The US Dollar (USD) is opening the week a bit on the backfoot. Some selling pressure appeared in Asia on early Monday morning, ahead of a packed week with a lot of data points. The busy week in the macroeconomic calendar comes along with no speeches from US Federal Reserve (Fed) officials as they are in their blackout period ahead of the January 31 rate decision.
On the economic front, the main elements will come on Thursday and Friday, with the US Gross Domestic Product (GDP) numbers and the Personal Consumption Expenditures (PCE) Price Index, the Fed’s preferred inflation measure, respectively.. The European Central Bank (ECB) will also decide on monetary policy on Thursday. Until then, a very quiet start of the week is ahead on Monday, with no big economic data points scheduled.
The US Dollar Index (DXY) is facing substantial selling pressure. A daily chart shows a third consecutive day with lower highs and lower lows. This points to increasing selling pressure, while the DXY is failing to hold ground above the very important technical levels in the form of the 200-day Simple Moving Average (SMA) at 103.47 and the 55-day SMA at 103.28.
There are some economic data points that could still build a case for the DXY to get through those two moving averages again and run away. Look for 104.44 as the first resistance level on the upside, in the form of the 100-day SMA. If that gets scattered as well, nothing will hold the DXY from heading to either 105.88 or 107.20, the high of September.
A bull trap looks to be underway, where US Dollar bulls were caught buying into the Greenback when it broke above both the 55-day and the 200-day SMA in last week's trading. Price action could decline substantially and force US Dollar bulls to sell their positions at a loss. This would see the DXY first drop to 102.60, at the ascending trend line from September. Once below it, the downturn is open towards 102.00.
The US Dollar (USD) is the official currency of the United States of America, and the ‘de facto’ currency of a significant number of other countries where it is found in circulation alongside local notes. It is the most heavily traded currency in the world, accounting for over 88% of all global foreign exchange turnover, or an average of $6.6 trillion in transactions per day, according to data from 2022.

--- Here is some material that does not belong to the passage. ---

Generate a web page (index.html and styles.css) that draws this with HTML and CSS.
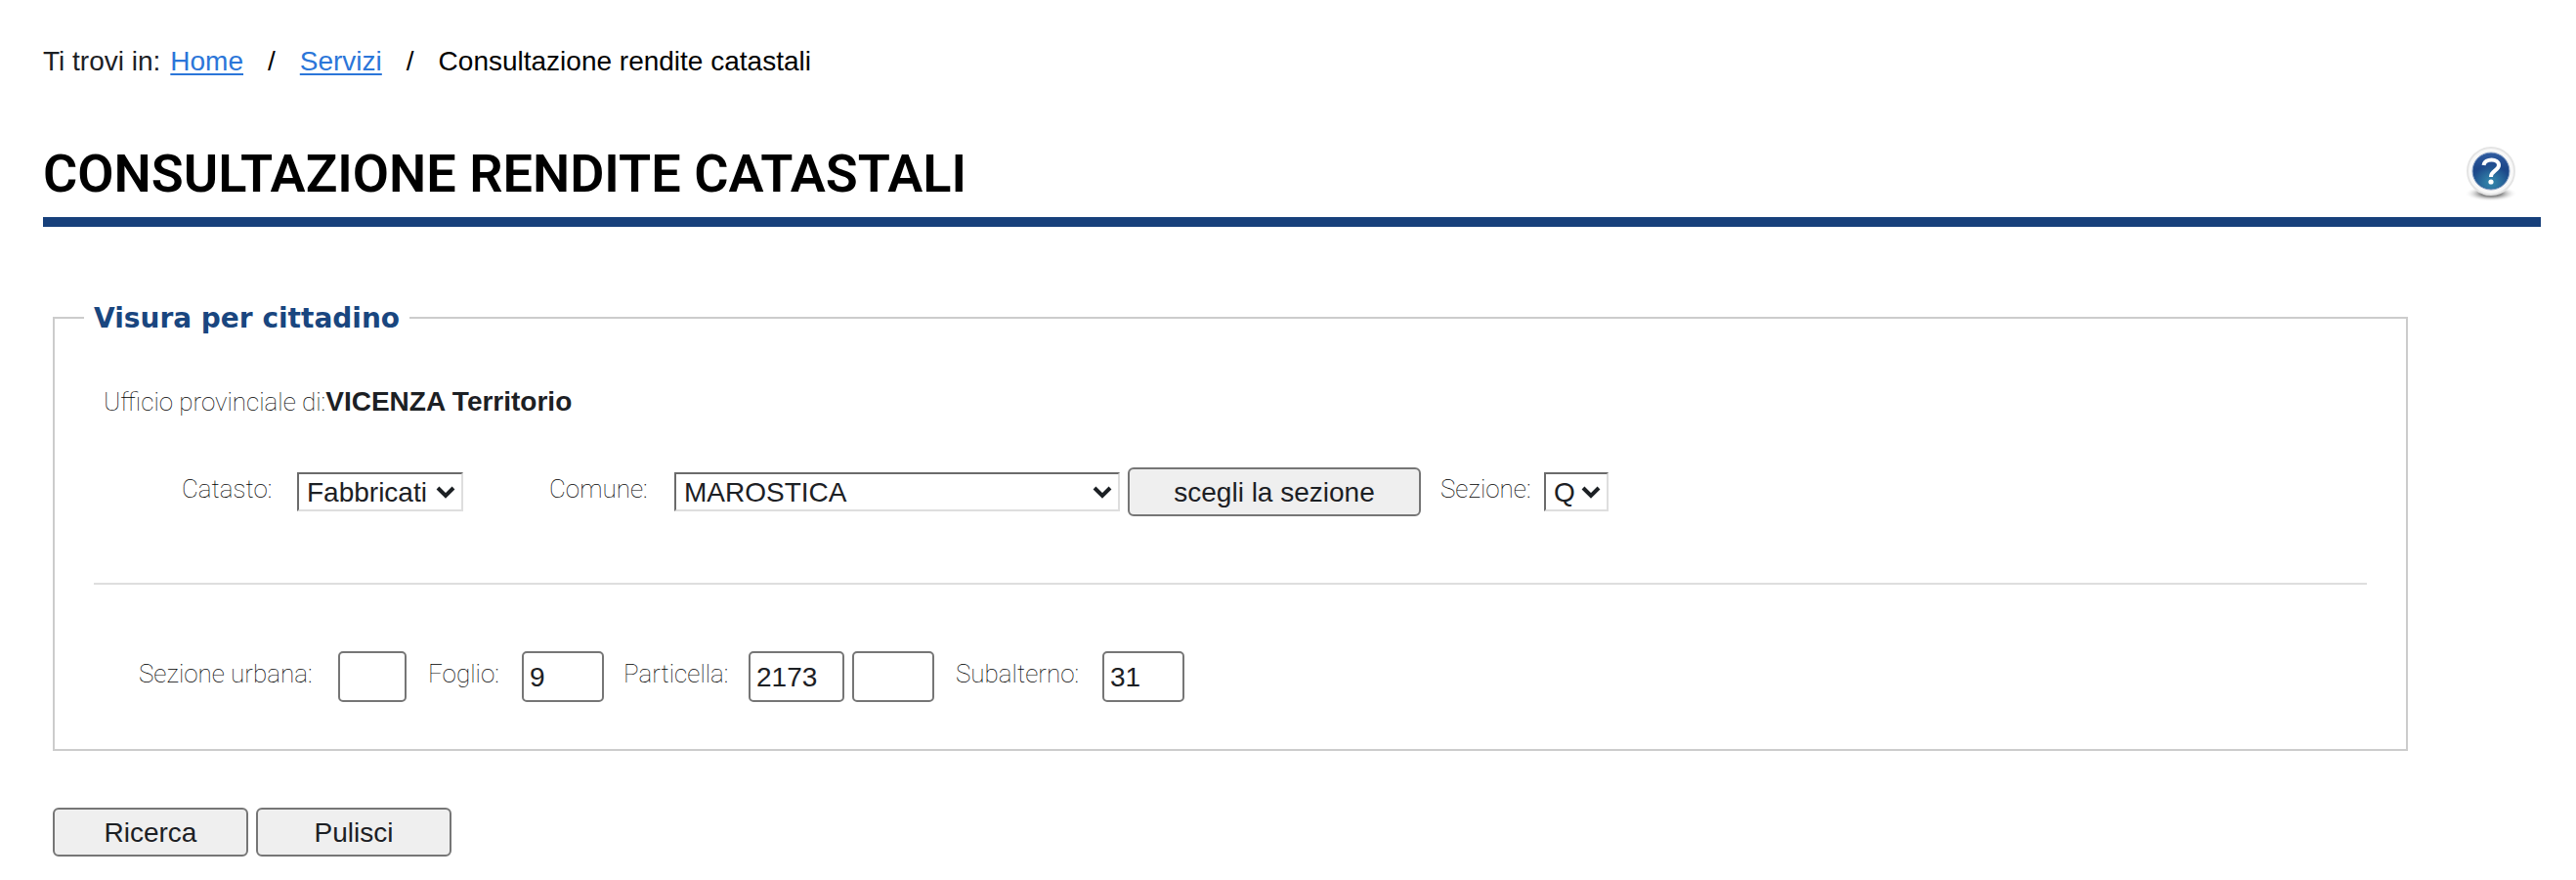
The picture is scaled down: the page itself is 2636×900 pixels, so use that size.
FILE: index.html
```html
<!DOCTYPE html>
<html lang="it">
<head>
<meta charset="utf-8">
<title>Consultazione rendite catastali</title>
<link rel="stylesheet" href="styles.css">
</head>
<body>
<main class="page">
  <nav class="breadcrumb" aria-label="Percorso">
    <span class="intro">Ti trovi in:</span>
    <a href="#">Home</a>
    <span class="sep">/</span>
    <a href="#">Servizi</a>
    <span class="sep">/</span>
    <span class="current">Consultazione rendite catastali</span>
  </nav>

  <header class="heading">
    <h1>CONSULTAZIONE RENDITE CATASTALI</h1>
    <a class="help" href="#" aria-label="Aiuto">
      <svg width="54" height="56" viewBox="0 0 54 56" aria-hidden="true">
        <defs>
          <linearGradient id="ball" x1="0" y1="0" x2="0" y2="1">
            <stop offset="0" stop-color="#2f5ba0"/>
            <stop offset="0.45" stop-color="#1c4688"/>
            <stop offset="1" stop-color="#245f96"/>
          </linearGradient>
          <radialGradient id="glow" cx="0.5" cy="0.8" r="0.5">
            <stop offset="0" stop-color="#3488ac"/>
            <stop offset="1" stop-color="#3488ac" stop-opacity="0"/>
          </radialGradient>
          <radialGradient id="shade">
            <stop offset="0.4" stop-color="#8c8c8c"/>
            <stop offset="1" stop-color="#ffffff" stop-opacity="0"/>
          </radialGradient>
        </defs>
        <ellipse cx="27" cy="48" rx="27" ry="8" fill="url(#shade)"/>
        <circle cx="27" cy="25" r="24" fill="#f8f8f8" stroke="#e4e4e4" stroke-width="2"/>
        <circle cx="27" cy="25" r="19" fill="url(#ball)" stroke="#8fa6c8" stroke-width="1"/>
        <circle cx="27" cy="25" r="18" fill="url(#glow)"/>
        <path d="M19.500 19C20.500 11.500 35 11.500 35 19C35 24.500 27 24.500 27 31" fill="none" stroke="#fff" stroke-width="4"/>
        <circle cx="27" cy="36" r="2.600" fill="#fff"/>
      </svg>
    </a>
  </header>

  <form class="search">
    <fieldset>
      <legend>Visura per cittadino</legend>
      <p class="office">Ufficio provinciale di:<strong>VICENZA Territorio</strong></p>

      <div class="row place">
        <label class="w-catasto" for="catasto">Catasto:</label>
        <span class="select s-catasto">
          <select id="catasto"><option>Fabbricati</option></select>
          <svg viewBox="0 0 20 14" aria-hidden="true"><path d="M2 3L10 11L18 3"/></svg>
        </span>
        <label class="w-comune" for="comune">Comune:</label>
        <span class="select s-comune">
          <select id="comune"><option>MAROSTICA</option></select>
          <svg viewBox="0 0 20 14" aria-hidden="true"><path d="M2 3L10 11L18 3"/></svg>
        </span>
        <button class="choose" type="button">scegli la sezione</button>
        <label class="w-sezione" for="sezione">Sezione:</label>
        <span class="select s-sezione">
          <select id="sezione"><option>Q</option></select>
          <svg viewBox="0 0 20 14" aria-hidden="true"><path d="M2 3L10 11L18 3"/></svg>
        </span>
      </div>

      <hr>

      <div class="row parcel">
        <label class="w-urbana" for="urbana">Sezione urbana:</label>
        <input class="i-small" id="urbana" type="text">
        <label class="w-foglio" for="foglio">Foglio:</label>
        <input class="i-medium" id="foglio" type="text" value="9">
        <label class="w-particella" for="particella">Particella:</label>
        <input class="i-large" id="particella" type="text" value="2173">
        <input class="i-medium second" type="text" aria-label="Particella, seconda parte">
        <label class="w-subalterno" for="subalterno">Subalterno:</label>
        <input class="i-medium" id="subalterno" type="text" value="31">
      </div>
    </fieldset>

    <div class="actions">
      <button type="submit">Ricerca</button>
      <button type="reset">Pulisci</button>
    </div>
  </form>
</main>
</body>
</html>
```
FILE: styles.css
```css
* {
  box-sizing: border-box;
}

body {
  margin: 0;
  background: #fff;
  color: #1c2024;
  font-family: "Liberation Sans", Arial, sans-serif;
  font-size: 28px;
  line-height: 42px;
}

.page {
  padding: 42px 36px 24px 44px;
}

.breadcrumb {
  display: flex;
  flex-wrap: wrap;
}

.breadcrumb a {
  color: #2b76d9;
  text-decoration-thickness: 2px;
  text-underline-offset: 3px;
}

.intro {
  margin-right: 10px;
}

.sep {
  margin: 0 25px;
}

.sep,
.current {
  color: #000;
}

.heading {
  display: flex;
  align-items: center;
  justify-content: space-between;
  margin-top: 62px;
  padding: 0 24px 12px 0;
  border-bottom: 10px solid #17407b;
}

h1 {
  margin: 0;
  color: #000;
  font-family: Roboto, sans-serif;
  font-size: 54px;
  font-weight: 600;
  line-height: 64px;
}

.help,
.help svg {
  display: block;
}

.search {
  margin: 72px 136px 0 10px;
}

fieldset {
  margin: 0;
  padding: 42px 40px 48px;
  border: 2px solid #ccc;
}

legend {
  margin-left: -10px;
  padding: 2px 10px 0;
  color: #19467f;
  font-family: "DejaVu Sans", Verdana, sans-serif;
  font-weight: 700;
  line-height: 40px;
}

.office,
label {
  color: #000;
  font-family: Roboto, sans-serif;
  font-size: 26px;
  font-weight: 100;
}

.office {
  margin: 0 0 46px;
  padding: 2px 0 0 10px;
}

.office strong {
  color: #1c2024;
  font-family: "Liberation Sans", Arial, sans-serif;
  font-size: 28px;
  font-weight: 700;
}

.row {
  display: flex;
  flex-wrap: wrap;
  align-items: center;
}

.place {
  padding-left: 90px;
}

.parcel {
  padding-left: 46px;
}

label {
  flex: none;
  padding-bottom: 6px;
}

.w-catasto {
  width: 118px;
}

.w-comune {
  width: 128px;
  margin-left: 88px;
}

.w-sezione {
  width: 106px;
  margin-left: 20px;
}

.w-urbana {
  width: 204px;
}

.w-foglio {
  width: 96px;
  margin-left: 22px;
}

.w-particella {
  width: 128px;
  margin-left: 20px;
}

.w-subalterno {
  width: 150px;
  margin-left: 22px;
}

.select {
  position: relative;
  height: 40px;
}

.select svg {
  position: absolute;
  top: 13px;
  right: 8px;
  width: 20px;
  height: 14px;
  fill: none;
  stroke: #1c2024;
  stroke-width: 4;
  pointer-events: none;
}

select {
  display: block;
  width: 100%;
  height: 40px;
  padding: 2px 8px 0;
  appearance: none;
  background: #fff;
  border: 2px solid;
  border-color: #6b6b6b #dedede #dedede #6b6b6b;
  border-radius: 0;
  color: inherit;
  font: inherit;
  line-height: 34px;
}

.s-catasto {
  width: 170px;
}

.s-comune {
  width: 456px;
}

.s-sezione {
  width: 66px;
}

button {
  width: 200px;
  height: 50px;
  padding: 2px 0 0;
  background: #efefef;
  border: 2px solid #767676;
  border-radius: 6px;
  color: inherit;
  font: inherit;
}

.choose {
  width: 300px;
  margin-left: 8px;
}

hr {
  height: 2px;
  margin: 68px 0;
  background: #dedede;
  border: 0;
}

input {
  height: 52px;
  padding: 2px 6px 0;
  background: #fff;
  border: 2px solid #767676;
  border-radius: 5px;
  color: inherit;
  font: inherit;
}

.i-small {
  width: 70px;
}

.i-medium {
  width: 84px;
}

.i-large {
  width: 98px;
}

.second {
  margin-left: 8px;
}

.actions {
  display: flex;
  gap: 8px;
  margin-top: 58px;
}
```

Following the second world war, the USD took over from the British Pound as the world’s reserve currency. For most of its history, the US Dollar was backed by Gold, until the Bretton Woods Agreement in 1971 when the Gold Standard went away.
The most important single factor impacting on the value of the US Dollar is monetary policy, which is shaped by the Federal Reserve (Fed). The Fed has two mandates: to achieve price stability (control inflation) and foster full employment. Its primary tool to achieve these two goals is by adjusting interest rates.
When prices are rising too quickly and inflation is above the Fed’s 2% target, the Fed will raise rates, which helps the USD value. When inflation falls below 2% or the Unemployment Rate is too high, the Fed may lower interest rates, which weighs on the Greenback.
In extreme situations, the Federal Reserve can also print more Dollars and enact quantitative easing (QE). QE is the process by which the Fed substantially increases the flow of credit in a stuck financial system.
It is a non-standard policy measure used when credit has dried up because banks will not lend to each other (out of the fear of counterparty default). It is a last resort when simply lowering interest rates is unlikely to achieve the necessary result. It was the Fed’s weapon of choice to combat the credit crunch that occurred during the Great Financial Crisis in 2008. It involves the Fed printing more Dollars and using them to buy US government bonds predominantly from financial institutions. QE usually leads to a weaker US Dollar.
Quantitative tightening (QT) is the reverse process whereby the Federal Reserve stops buying bonds from financial institutions and does not reinvest the principal from the bonds it holds maturing in new purchases. It is usually positive for the US Dollar.